When Lions Club Fall Festival co-chair Leigh Ann Akard got wind of Yasika’s story, she knew she had to invite him to the Fall Festival that by coincidence was going to occur on the 10th anniversary of the tragic day, so he could tell his story to others.
Akard said she also wanted to give remembrance and tribute to the many Zionsville residents, police and firemen affected as well; and what started as a single idea spiraled into a remembrance day ceremony to kick off the weekend’s activities.
World Trade Center beam
The tribute event will begin at 6 p.m. Thursday, Sept. 8, with a procession of a 5-foot-long, 900-pound beam from the World Trade Center that has been given to Boone County for use in a permanent monument at the new Lebanon Public Safety building at Interstate 65 and mile 138. The beam will be carried from the parking lot of Traders Point Christian Church, east along Ind. 334 to Ford Road, north to Mulberry Street, then east to Zionsville Community High School. It will be escorted by the American Legion and Patriot Riders, as well as local police and fire personnel, Akard said.

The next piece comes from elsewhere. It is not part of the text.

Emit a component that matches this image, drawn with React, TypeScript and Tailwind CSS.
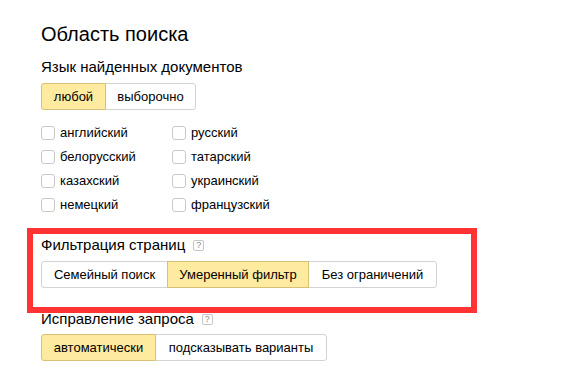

Jason Lee, deputy chief of the Lebanon Fire Department, said the fire department applied with the Port Authority in New York City to recieve a piece of the beam. Approximately a year after they applied, the fire department was chosen to receive a piece of the beam.

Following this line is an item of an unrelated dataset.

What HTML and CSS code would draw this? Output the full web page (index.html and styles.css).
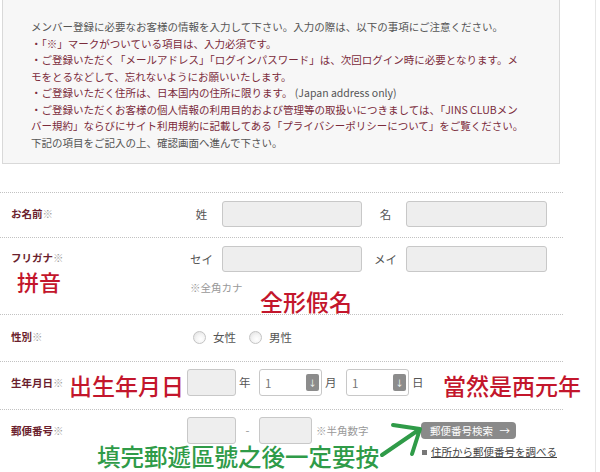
FILE: index.html
```html
<!DOCTYPE html>
<html lang="ja">

<head>
    <meta charset="UTF-8" />
    <title>会員登録</title>
    <link rel="stylesheet" href="styles.css">
</head>

<body>
    <div class="page">
        <div class="main">
            <div class="notice">
                <p class="notice-text">
                    メンバー登録に必要なお客様の情報を入力して下さい。入力の際は、以下の事項にご注意ください。<br>
                    <span class="warn">・「※」マークがついている項目は、入力必須です。</span><br>
                    <span class="warn">・ご登録いただく「メールアドレス」「ログインパスワード」は、次回ログイン時に必要となります。メ</span><br>
                    <span class="warn">モをとるなどして、忘れないようにお願いいたします。</span><br>
                    <span class="warn">・ご登録いただく住所は、日本国内の住所に限ります。</span>&nbsp;(Japan address only)<br>
                    <span class="warn">・ご登録いただくお客様の個人情報の利用目的および管理等の取扱いにつきましては、「JINS CLUBメン</span><br>
                    <span class="warn">バー規約」ならびにサイト利用規約に記載してある「プライバシーポリシーについて」をご覧ください。</span><br>
                    下記の項目をご記入の上、確認画面へ進んで下さい。
                </p>
            </div>

            <div class="form">
                <!-- name -->
                <div class="row row-name">
                    <div class="label"><span class="label-text">お名前<span class="req">※</span></span></div>
                    <div class="field">
                        <span class="sub">姓</span>
                        <input type="text" class="text" />
                        <span class="sub sub-2">名</span>
                        <input type="text" class="text text-2" />
                    </div>
                </div>

                <!-- kana -->
                <div class="row row-kana">
                    <div class="label">
                        <span class="label-text">フリガナ<span class="req">※</span></span>
                        <span class="red-note pinyin">拼音</span>
                    </div>
                    <div class="field field-col">
                        <div class="field-line">
                            <span class="sub">セイ</span>
                            <input type="text" class="text" />
                            <span class="sub sub-2">メイ</span>
                            <input type="text" class="text text-2" />
                        </div>
                        <div class="hint hint-kana">※全角カナ</div>
                    </div>
                    <span class="red-note kana-note">全形假名</span>
                </div>

                <!-- gender -->
                <div class="row row-gender">
                    <div class="label"><span class="label-text">性別<span class="req">※</span></span></div>
                    <div class="field">
                        <label class="radio-item"><input type="radio" name="gender" class="radio" />女性</label>
                        <label class="radio-item"><input type="radio" name="gender" class="radio" />男性</label>
                    </div>
                </div>

                <!-- birthday -->
                <div class="row row-date">
                    <div class="label label-split">
                        <span class="label-text">生年月日<span class="req">※</span></span>
                        <span class="red-note">出生年月日</span>
                    </div>
                    <div class="field">
                        <input type="text" class="num" />
                        <span class="unit">年</span>
                        <div class="select">
                            <select>
                                <option>1</option>
                            </select>
                            <span class="select-arrow">↓</span>
                        </div>
                        <span class="unit unit-month">月</span>
                        <div class="select">
                            <select>
                                <option>1</option>
                            </select>
                            <span class="select-arrow">↓</span>
                        </div>
                        <span class="unit">日</span>
                        <span class="red-note year-note">當然是西元年</span>
                    </div>
                </div>

                <!-- zip -->
                <div class="row row-zip">
                    <div class="label"><span class="label-text">郵便番号<span class="req">※</span></span></div>
                    <div class="field">
                        <input type="text" class="num" />
                        <span class="dash">-</span>
                        <input type="text" class="num num-2" />
                        <span class="hint hint-zip">※半角数字</span>
                        <div class="zip-tools">
                            <button class="zip-btn"><span>郵便番号検索</span><span>→</span></button>
                            <a class="zip-link" href="#"><span class="bullet"></span><span class="link-text">住所から郵便番号を調べる</span></a>
                        </div>
                    </div>
                    <span class="green-note">填完郵遞區號之後一定要按</span>
                    <svg class="green-arrow" viewBox="0 0 48 45" width="48" height="45">
                        <path d="M4 38 L42 12 M15 8 L42 12 L34 37" fill="none" stroke="#2f9b48" stroke-width="4"
                            stroke-linecap="round" stroke-linejoin="round" />
                    </svg>
                </div>
            </div>
        </div>
    </div>
</body>

</html>
```

FILE: styles.css
```css
body {
    margin: 0;
    font-family: "Noto Sans CJK JP", "Noto Sans", sans-serif;
    color: #555;
    background-color: #fff;
}

.page {
    width: 595px;
    height: 472px;
    overflow: hidden;
    border-right: 1px solid #e6e6e6;
}

.main {
    width: 563px;
}

/* notice box at the top */
.notice {
    margin-left: 2px;
    width: 558px;
    box-sizing: border-box;
    background-color: #f7f7f7;
    border: 1px solid #d9d9d9;
    border-top: none;
    padding: 19px 0 12px 28px;
}

.notice-text {
    margin: 0;
    font-size: 10.5px;
    line-height: 16.5px;
    white-space: nowrap;
    color: #555;
}

.warn {
    color: #7b2b3b;
}

/* form rows */
.form {
    margin-top: 28px;
}

.row {
    display: flex;
    position: relative;
    border-top: 1px dotted #c2c2c2;
    padding: 8px 0 10px;
}

.label {
    width: 187px;
    flex-shrink: 0;
    box-sizing: border-box;
    padding-left: 11px;
    font-size: 10.5px;
    font-weight: bold;
    color: #6b1f2e;
}

.label-text {
    display: block;
    line-height: 26px;
}

.req {
    color: #a0a0a0;
    font-weight: normal;
}

.field {
    display: flex;
    align-items: flex-start;
    font-size: 11.5px;
    color: #555;
}

.field-col {
    flex-direction: column;
}

.field-line {
    display: flex;
}

.sub {
    width: 29px;
    margin-right: 6px;
    text-align: center;
    line-height: 26px;
}

.sub-2 {
    margin-left: 9px;
}

.text {
    box-sizing: border-box;
    width: 140px;
    height: 26px;
    margin: 0;
    padding: 0 5px;
    border: 1px solid #c8c8c8;
    border-radius: 3px;
    background-color: #eee;
}

.text-2 {
    width: 141px;
}

.hint {
    font-size: 10.5px;
    color: #999;
}

.hint-kana {
    margin-top: 9px;
    padding-left: 3px;
    line-height: 14px;
}

.row-kana {
    height: 77px;
    box-sizing: border-box;
    padding-bottom: 0;
}

.row-kana .label-text {
    line-height: 15px;
    margin-top: 4px;
}

/* annotations written over the screenshot */
.red-note {
    font-family: "Noto Sans CJK TC", sans-serif;
    font-weight: 500;
    font-size: 23px;
    line-height: 27px;
    color: #c3162c;
    white-space: nowrap;
}

.pinyin {
    display: block;
    font-size: 22px;
    line-height: 32px;
    padding-left: 6px;
}

.kana-note {
    position: absolute;
    left: 260px;
    top: 52px;
    line-height: 23px;
}

.green-note {
    position: absolute;
    left: 97px;
    top: 35px;
    font-family: "Noto Sans CJK TC", sans-serif;
    font-weight: 500;
    font-size: 23.5px;
    line-height: 23px;
    color: #2f9b48;
    white-space: nowrap;
}

.green-arrow {
    position: absolute;
    left: 378px;
    top: 7px;
}

/* gender */
.row-gender {
    padding: 9px 0 11px;
}

.radio-item {
    display: flex;
    align-items: center;
    line-height: 26px;
    margin-right: 13px;
}

.radio {
    appearance: none;
    width: 13px;
    height: 13px;
    margin: 0 7px 0 6px;
    border: 1px solid #c4c4c4;
    border-radius: 50%;
    box-sizing: border-box;
    background: radial-gradient(circle at 60% 65%, #fff 0%, #f4f4f4 45%, #dcdcdc 100%);
}

.radio-item + .radio-item .radio {
    margin-left: 0;
}

/* birthday */
.row-date {
    padding: 7px 0 10px;
}

.row-date .label-text,
.row-zip .label-text {
    line-height: 27px;
}

.label-split {
    display: flex;
    justify-content: space-between;
    padding-right: 3px;
}

.label-split .red-note {
    margin-top: 3px;
}

.num {
    box-sizing: border-box;
    width: 49px;
    height: 27px;
    margin: 0;
    border: 1px solid #c8c8c8;
    border-radius: 3px;
    background-color: #eee;
}

.num-2 {
    width: 53px;
}

.unit {
    width: 23px;
    box-sizing: border-box;
    padding-left: 3px;
    line-height: 27px;
}

.unit-month {
    width: 24px;
}

.select {
    position: relative;
    width: 63px;
    height: 27px;
}

.select select {
    appearance: none;
    width: 100%;
    height: 100%;
    margin: 0;
    padding: 0 0 0 5px;
    border: 1px solid #c8c8c8;
    border-radius: 3px;
    background-color: #fff;
    font-family: inherit;
    font-size: 11.5px;
    color: #777;
}

.select-arrow {
    position: absolute;
    right: 3px;
    top: 5px;
    width: 13px;
    height: 17px;
    border-radius: 2px;
    background-color: #8c8c8c;
    color: #fff;
    font-size: 8px;
    line-height: 17px;
    text-align: center;
    pointer-events: none;
}

.year-note {
    margin-left: 11px;
    margin-top: 3px;
}

/* zip */
.row-zip {
    padding: 7px 0 10px;
}

.dash {
    width: 23px;
    text-align: center;
    line-height: 27px;
    color: #999;
}

.hint-zip {
    width: 109px;
    box-sizing: border-box;
    padding-left: 4px;
    line-height: 27px;
}

.zip-tools {
    display: flex;
    flex-direction: column;
    align-items: flex-start;
    margin-top: 5px;
}

.zip-btn {
    display: flex;
    justify-content: space-between;
    align-items: center;
    box-sizing: border-box;
    width: 95px;
    height: 17px;
    padding: 0 6px 0 9px;
    border: none;
    border-radius: 4px;
    background-color: #8a8a8a;
    color: #fff;
    font-family: inherit;
    font-size: 10.5px;
    cursor: pointer;
}

.zip-link {
    display: flex;
    align-items: center;
    margin-top: 6px;
    font-size: 10.5px;
    line-height: 14px;
    color: #444;
    text-decoration: none;
}

.bullet {
    width: 5px;
    height: 5px;
    margin: 0 4px 0 1px;
    background-color: #777;
}

.link-text {
    text-decoration: underline;
}
```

The fire department teamed up with Noblesville and Indianapolis to pick up the beam and bring it to downtown Indianapolis. LFD picked the beam up from downtown Indianapolis in April, he said.

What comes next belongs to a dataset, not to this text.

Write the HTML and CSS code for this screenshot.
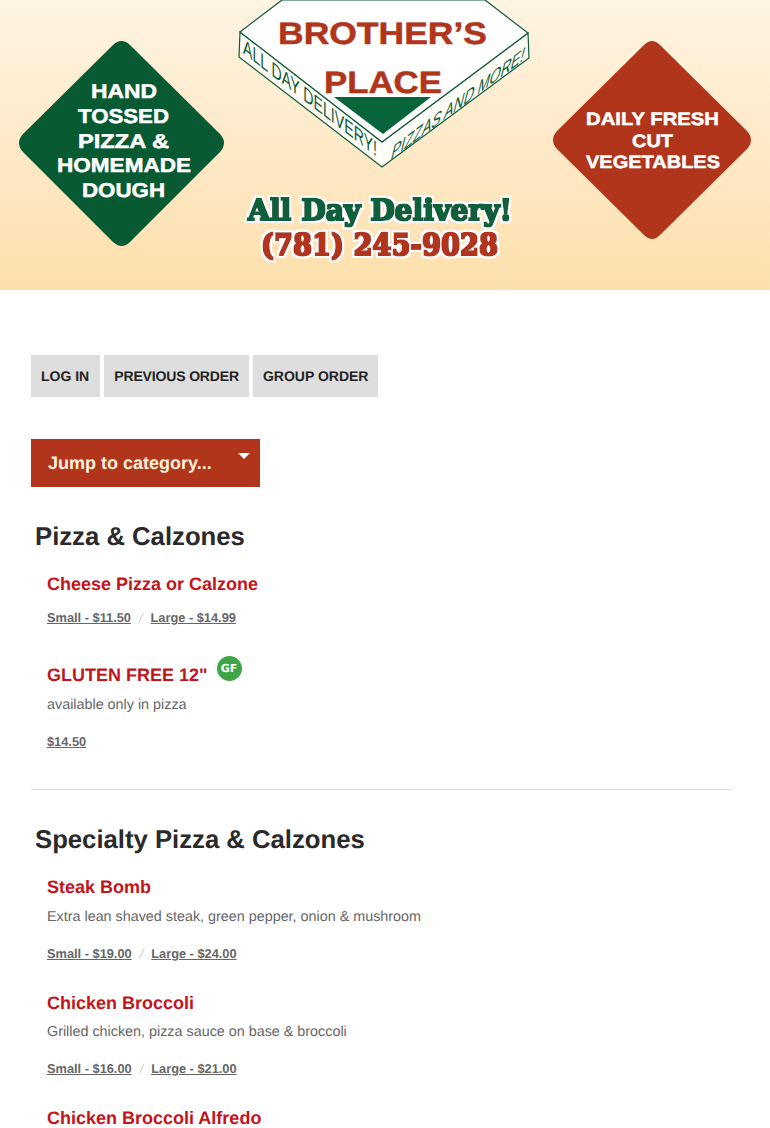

Lee said the intention is to design and build a permanent monument with the beam, but said the department wants to raise money for the project before developing a design.
“We don’t want to rush it; we want to make it special,” he said. “This is a Boone County project, and after Leigh Ann got in touch with us with the idea for a tribute and her hope to raise thousands of dollars for the project--this one event alone could help us reach our fundraising goal of $10,000 to 12,000.”
Lee said when Akard first contacted him, he was estatic.
“It basically showed me that people are seeing it more as a Boone County project and I want people in Zionsville to be a part of it,” he said.
Lee said he hopes everyone comes out to at least see the beam on Sept. 8.
“When you touch it, it’s like you get a jolt of electricity,” Lee said. “You feel some kind of strange feeling and it really hits home.”
More ceremony events
An ice cream social will take place from 6 p.m. to 7 p.m. in front of the high school, where attendees can watch the arrival of the beam.
The feature presentation begins at 7 p.m. in the Zionsville Performing Arts Center, with Yasika as the keynote speaker.
“There will not be a dry eye in the room,” Akard said.
Highlights include brief talks by local residents who were first-hand witnesses of the 9/11 events, including Zionsville resident Evelyn Twitchell, who was in New York on 9/11.
Twitchell was on a train that pulled into Grand Central Station when the first tower was hit. She was a journalist heading to work. Her office was right across the street from the towers in One World Financial Center. She will relate her memories of the day’s occurrences, including her ride downtown and the reactions of crowds crying and praying together for their loved ones.
Looking back 10 years, Twitchell says she appreciates life more and realizes how short life is. She said the incident made her more patriotic and appreciative of what the United States stands for.
“I am more likely to believe that something unbelievable can happen because you never would have believed it before it actually happened,” she said.
Comments will also be made by an air traffic controller who was on duty that day and a rescue worker who was a first-responder to the scene. In addition, patriotic music will be played and a chaplain will speak. Afterward, attendees will be asked to gather around the beam for a candle-lighting ceremony and fireworks.
Seating inside ZPAC is limited. Tickets are a $10 donation to “The 9/11 Memorial Monument Fund,” which will support the development of the Boone County 9/11 monument. Tickets can be purchased at Akard True Value in Zionsville, Zionsville Chamber of Commerce, State Bank of Lizton (Anson and Lebanon) and at the door if any remain. Akard said she is hoping to sell out, approximately 1,200 tickets.
Akard said many groups within the community are working together and have really showed her the true meaning of patriotism.
“I am excited to see every piece of the puzzle — the picture of patriotism — come together,” Akard said.
Akard is looking forward to the tribute and to see her idea come to fruition.
“I am humbled and amazed by all the help and people getting together to make this as big as possible,” Akard said. “I am looking forward to the rumble of pride that comes when the beam arrives through the motorcyclists that will escort the beam.”
The Zionsville’s Lions Club will round out the weekend with the 38th annual Fall Festival Saturday, Sept. 10, and Sunday, Sept. 11, in Lions Park. This year’s Fall Festival theme is “Visions of Peace.” World Trade Center survivor Guy Yasika will be the Grand Marshal of the Kiwanis Parade at 11 a.m. Saturday, on Main Street in Zionsville. He and his wife, Vicky Yasika, will also speak at 2 p.m., Sunday, in Lions Park.